NAIROBI, Kenya, Apr 28 - Constitutional expert Professor Hastings Winston Opinya Okoth-Ogendo went to Addis Ababa last week on invitation from the United Nations to deliver a paper on Land Policy and evidently hoped to return home. But this was not to be.

He left the country on April 18, on assignment of the United Nations Economic Commission for Africa but fell ill soon after delivering the paper at the Ethiopian Capital. His condition got worse on Thursday and he eventually died on Friday 24 April, while undergoing treatment at an Intensive Care Unit.

His body was flown back to Kenya on Tuesday with all flight expenses and mortuary transportation costs met by the UN, according to the Funeral Committee Chairman Sam Ogutha.

“The UN has met all the expenses from Addis Ababa to the Lee Funeral Home. We have now embarked on burial arrangements,” said Mr Ogutha of PPD Consultants Limited.

“We are awaiting the results of the post-mortem,” he added.

Prime Minister Raila Odinga who was among those who received the body said it is unfortunate that Prof Ogendo “died even before his work could be acknowledged in Kenya.”

Mr Odinga said: “Prof Ogendo has played a great role in constitution-making. It is unfortunate that he died before his work could be appreciated,” he told reporters at the Lee Funeral Home soon after viewing the late Prof Ogendo’s body.

The late Prof Ogendo is well remembered for his contribution to the country’s law review process as vice chairman of the Constitution of Kenya Review Commission (CKRC).

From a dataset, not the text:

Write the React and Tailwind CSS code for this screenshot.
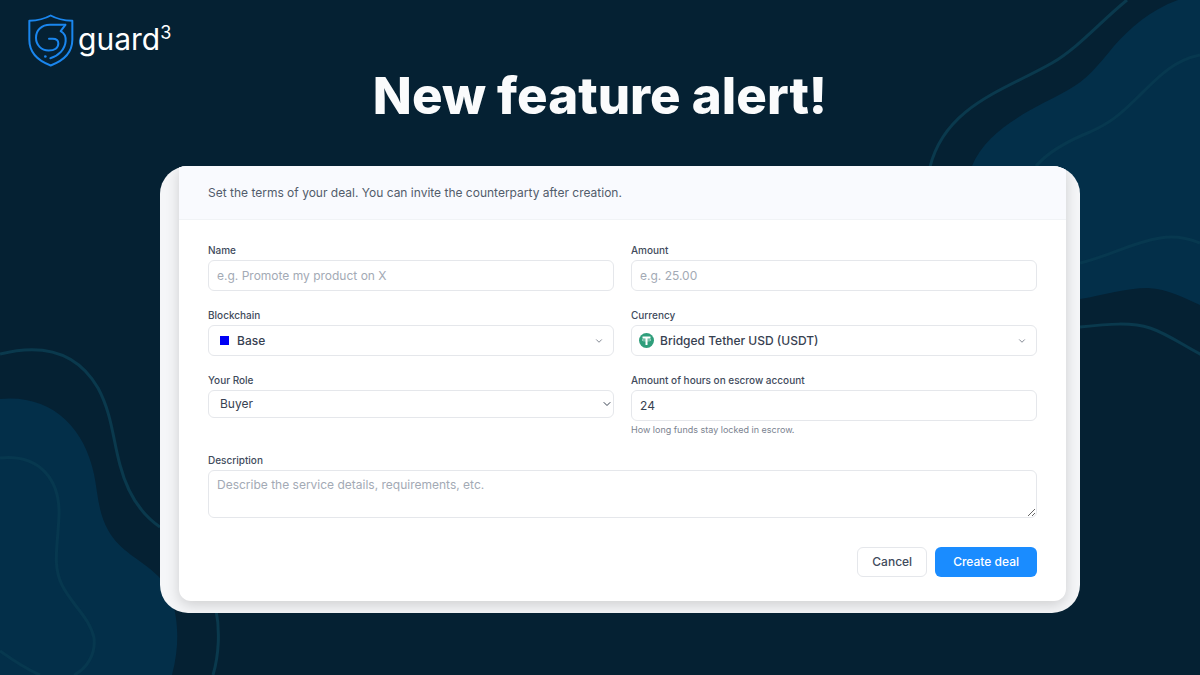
import { useState } from "react";
import { ChevronDown } from "lucide-react";

const labelClass = "block text-[10px] leading-4 font-medium text-[#414b5c]";
const fieldClass =
  "block w-full rounded-md border border-[#e5e7eb] bg-white text-xs leading-5 text-[#374151] placeholder:text-[#a3aab5] outline-none focus:border-[#1a8cff]";

function Waves() {
  return (
    <svg
      className="absolute inset-0 h-full w-full"
      viewBox="0 0 1200 675"
      preserveAspectRatio="xMidYMid slice"
      fill="none"
      aria-hidden="true">
      <g fill="#032f49">
        <path d="M1178 0C1150 10 1130 28 1114 46C1098 66 1085 81 1068 90C1040 106 988 126 972 166L972 330L1080 299C1105 295 1125 288 1148 288C1168 289 1184 298 1200 305V0Z" />
        <path d="M0 399C50 394 84 426 94 474C98 494 98 512 108 530C120 552 141 559 158 576C174 592 184 630 172 675H0Z" />
      </g>
      <g stroke="#0a394d" strokeWidth="3">
        <path d="M1127 0C1100 22 1078 48 1052 63C1005 90 945 106 930 167" />
        <path d="M1080 327C1108 324 1132 322 1150 328C1168 334 1184 346 1202 355" />
        <path d="M0 354C40 344 76 350 98 388C112 414 113 440 120 465C126 488 138 512 160 527" />
        <path d="M216 610C220 630 219 655 213 675" />
      </g>
      <g stroke="#07384f" strokeWidth="3">
        <path d="M1200 55C1175 60 1160 75 1140 95C1120 115 1110 123 1090 132C1070 140 1050 150 1036 166" />
        <path d="M1080 263C1110 256 1130 243 1160 238C1177 235 1190 239 1200 243" />
        <path d="M0 458C40 454 60 480 59 515C58 545 52 565 62 585C72 605 90 618 94 638C96 655 86 669 74 675" />
        <path d="M0 651C14 661 26 669 40 675" />
      </g>
    </svg>
  );
}

function Logo() {
  return (
    <a href="/" className="flex items-center gap-1 text-white">
      <svg
        className="h-[53px] w-[46px]"
        viewBox="24 28 138 158"
        fill="none"
        stroke="#1a86ee"
        strokeWidth="6"
        strokeLinecap="round"
        strokeLinejoin="round"
        aria-hidden="true">
        <path d="M92 32C74 42 52 47 28 48V105C28 145 54 168 92 182C130 168 157 145 157 105V48C132 47 110 42 92 32Z" />
        <path d="M136 60H90C64 60 48 77 48 99C48 121 64 137 86 137C104 137 115 129 115 116C115 106 108 102 98 102H87" />
        <path d="M136 60L122 79C133 85 138 95 137 109C135 134 116 153 91 160" />
        <circle cx="76" cy="155" r="4" fill="#1a86ee" stroke="none" />
      </svg>
      <span className="flex pb-1 text-[30px] leading-8">
        guard
        <sup className="top-0 text-lg leading-5">3</sup>
      </span>
    </a>
  );
}

function TetherIcon() {
  return (
    <svg className="h-[15px] w-[15px]" viewBox="0 0 30 30" aria-hidden="true">
      <circle cx="15" cy="15" r="15" fill="#2f9e7b" />
      <path d="M7 7H23V11H17V24H13V11H7Z" fill="#fff" />
      <ellipse cx="15" cy="14" rx="9" ry="2" fill="none" stroke="#fff" />
    </svg>
  );
}

function Field({ id, label, children }) {
  return (
    <div>
      <label htmlFor={id} className={labelClass}>
        {label}
      </label>
      <div className="relative mt-0.5">{children}</div>
    </div>
  );
}

function App() {
  const [form, setForm] = useState({
    name: "",
    amount: "",
    blockchain: "base",
    currency: "usdt",
    role: "buyer",
    hours: "24",
    description: "",
  });

  const handleChange = (e) => {
    setForm({ ...form, [e.target.name]: e.target.value });
  };

  return (
    <div className="relative min-h-screen overflow-hidden bg-[#052133] font-['Inter',sans-serif]">
      <Waves />
      <div className="relative">
        <header className="flex px-7 pt-3.5">
          <Logo />
        </header>
        <h1 className="text-center text-[51px] leading-[58px] font-extrabold text-[#fafbfc]">
          New feature alert!
        </h1>

        <main className="mt-[41px] pr-30 pb-15 pl-40">
          <div className="overflow-hidden rounded-[28px] bg-[#f5f6f8] pr-3.5 pb-3 pl-[19px]">
            <form
              className="rounded-b-xl bg-white shadow-[0_4px_14px_rgba(0,0,0,0.16)]"
              onSubmit={(e) => e.preventDefault()}>
              <p className="border-b border-[#f1f3f6] bg-[#f9fafe] px-[29px] pt-[17px] pb-4 text-xs leading-5 text-[#525c6b]">
                Set the terms of your deal. You can invite the counterparty
                after creation.
              </p>

              <div className="px-[29px] pt-[22px] pb-6">
                <div className="grid grid-cols-2 gap-x-[17px] gap-y-4">
                  <Field id="name" label="Name">
                    <input
                      id="name"
                      name="name"
                      value={form.name}
                      onChange={handleChange}
                      placeholder="e.g. Promote my product on X"
                      className={`${fieldClass} h-[31px] px-2`}
                    />
                  </Field>
                  <Field id="amount" label="Amount">
                    <input
                      id="amount"
                      name="amount"
                      value={form.amount}
                      onChange={handleChange}
                      placeholder="e.g. 25.00"
                      className={`${fieldClass} h-[31px] px-2`}
                    />
                  </Field>
                  <Field id="blockchain" label="Blockchain">
                    <select
                      id="blockchain"
                      name="blockchain"
                      value={form.blockchain}
                      onChange={handleChange}
                      className={`${fieldClass} h-[31px] appearance-none pl-7 font-medium`}>
                      <option value="base">Base</option>
                    </select>
                    <span className="pointer-events-none absolute inset-y-0 left-3 flex items-center">
                      <span className="h-[9px] w-[9px] bg-[#0000f5]" />
                    </span>
                    <span className="pointer-events-none absolute inset-y-0 right-2.5 flex items-center text-[#6b7280]">
                      <ChevronDown size={10} />
                    </span>
                  </Field>
                  <Field id="currency" label="Currency">
                    <select
                      id="currency"
                      name="currency"
                      value={form.currency}
                      onChange={handleChange}
                      className={`${fieldClass} h-[31px] appearance-none pl-7 font-medium`}>
                      <option value="usdt">Bridged Tether USD (USDT)</option>
                    </select>
                    <span className="pointer-events-none absolute inset-y-0 left-2 flex items-center">
                      <TetherIcon />
                    </span>
                    <span className="pointer-events-none absolute inset-y-0 right-2.5 flex items-center text-[#6b7280]">
                      <ChevronDown size={10} />
                    </span>
                  </Field>
                  <Field id="role" label="Your Role">
                    <select
                      id="role"
                      name="role"
                      value={form.role}
                      onChange={handleChange}
                      className={`${fieldClass} h-7 appearance-none pl-[11px]`}>
                      <option value="buyer">Buyer</option>
                      <option value="seller">Seller</option>
                    </select>
                    <span className="pointer-events-none absolute top-2 right-px text-[#374151]">
                      <ChevronDown size={12} />
                    </span>
                  </Field>
                  <Field id="hours" label="Amount of hours on escrow account">
                    <input
                      id="hours"
                      name="hours"
                      value={form.hours}
                      onChange={handleChange}
                      className={`${fieldClass} h-[31px] px-2`}
                    />
                    <p className="mt-[3px] text-[9px] leading-3 text-[#7b8390]">
                      How long funds stay locked in escrow.
                    </p>
                  </Field>
                  <div className="col-span-2">
                    <Field id="description" label="Description">
                      <textarea
                        id="description"
                        name="description"
                        value={form.description}
                        onChange={handleChange}
                        placeholder="Describe the service details, requirements, etc."
                        className={`${fieldClass} h-12 resize-y px-2 py-1`}
                      />
                    </Field>
                  </div>
                </div>

                <div className="mt-[29px] flex justify-end gap-2">
                  <button
                    type="button"
                    className="h-[30px] rounded-md border border-[#e5e7eb] bg-white px-3.5 text-xs leading-5 font-medium text-[#414b5c]">
                    Cancel
                  </button>
                  <button
                    type="submit"
                    className="h-[30px] rounded-md bg-[#1a8cff] px-[18px] text-xs leading-5 font-medium text-white">
                    Create deal
                  </button>
                </div>
              </div>
            </form>
          </div>
        </main>
      </div>
    </div>
  );
}

export default App;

Mr Odinga described him as “the best legal expert in land law and constitution in the country” having helped write one for Kenya and other African countries.

“He has written land policies for many countries in Africa like Tanzania, Zimbabwe and Ethiopia, in fact that is what he went to do in Addis Ababa where he handed in a new land policy for the Ethiopian government,” the PM said.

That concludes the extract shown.